Забывать естественно, а помнить искусственно. Чтобы помнить – нужны усилия, нужно войти в соответствующее состояние и удерживаться в нем достаточно долгое время, время, за которое замкнутся все связи и выкристаллизуется образ предмета или события, которое дополнит наше духовное состояние, станет его необходимой частью.
Память – это целая Вселенная, Вселенная духа. Мир в большой своей части состоит из воспоминаний, и этот мир гораздо реальнее и существеннее той небольшой части реального мира, которая нас непосредственно окружает.
Картина истории, будь то история человеческого мира, мира организмов, земли, галактик – есть картина памяти. Память понимается здесь как некое высшее состояние, которое, несомненно, присуще не каждому бодрствованию, а иному отведено лишь в ничтожной степени, как какая-то совершенно определенная разновидность фантазии, позволяющей пережить отдельное мгновение sub specie aeternitatis, в постоянной связи со всем прошедшим и будущим; она является предпосылкой всякого рода созерцательности, обращенной вспять, самопознания и самоисповедания[4].
Чтобы прорваться к такой живой памяти, нужно осуществить своего рода феноменологическую редукцию. Нужно снять напластования культурной и исторической памяти, вынести за скобки все психологические и физиологические результаты исследования памяти и вернуться к себе, к тому, как работает и живет моя память.
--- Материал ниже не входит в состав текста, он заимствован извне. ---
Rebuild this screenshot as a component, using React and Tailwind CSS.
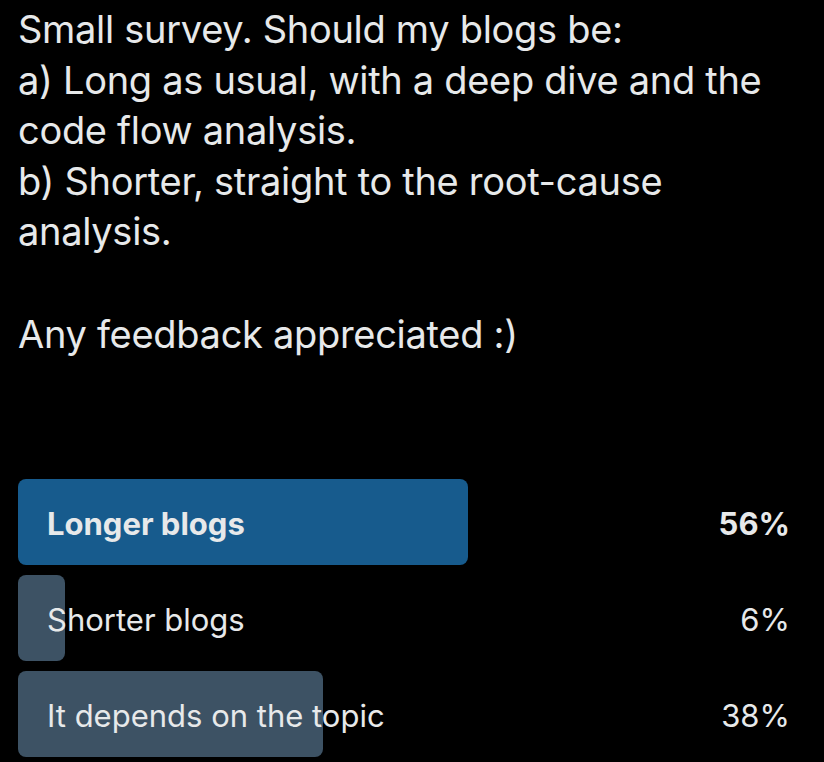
const options = [
  { label: "Longer blogs", pct: 56, width: 450, winner: true },
  { label: "Shorter blogs", pct: 6, width: 47 },
  { label: "It depends on the topic", pct: 38, width: 305 },
];

export default function App() {
  return (
    <div
      className="h-[762px] w-[824px] overflow-hidden bg-black text-[#e7e9ea]"
      style={{ fontFamily: "Inter, 'Noto Sans', sans-serif" }}
    >
      <div className="px-[18px] pt-[4px] text-[38px] leading-[50.5px] tracking-[-0.3px]">
        <div>Small survey. Should my blogs be:</div>
        <div>a) Long as usual, with a deep dive and the</div>
        <div>code flow analysis.</div>
        <div>b) Shorter, straight to the root-cause</div>
        <div>analysis.</div>
        <div className="h-[52px]" />
        <div>Any feedback appreciated :)</div>
      </div>

      <div className="mt-[120px] flex flex-col gap-[10px] pl-[18px] pr-[34px]">
        {options.map((o) => (
          <div key={o.label} className="relative flex h-[86px] items-center">
            <div
              className={
                "absolute left-0 top-0 h-full rounded-[8px] " +
                (o.winner ? "bg-[#175b8d]" : "bg-[#3d5264]")
              }
              style={{ width: o.width }}
            />
            <div
              className={
                "relative flex w-full items-center justify-between pl-[29px] pt-[4px] text-[31px] " +
                (o.winner ? "font-bold" : "")
              }
            >
              <span>{o.label}</span>
              <span>{o.pct}%</span>
            </div>
          </div>
        ))}
      </div>
    </div>
  );
}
В результате такого снятия останется совсем немного. Вся моя память перемешана с культурой, историей, идеологией. Но то, что останется, и есть память в чистом виде, память как исток культуры и истории. Основой истории и культуры остается живая память, т. е. то, что пережито, с чем есть эмоциональная связь. Эта связь может сохраняться, даже если ты не был свидетелем тех событий, о которых вспоминаешь, или они произошли задолго до твоего существования. Будучи поддержана силой воображения историка или художника, эта связь вызывает такие же переживания, и они так глубоко западают в память, как если бы случились вчера или совсем недавно. И на этом основании человек вправе считать себя свидетелем.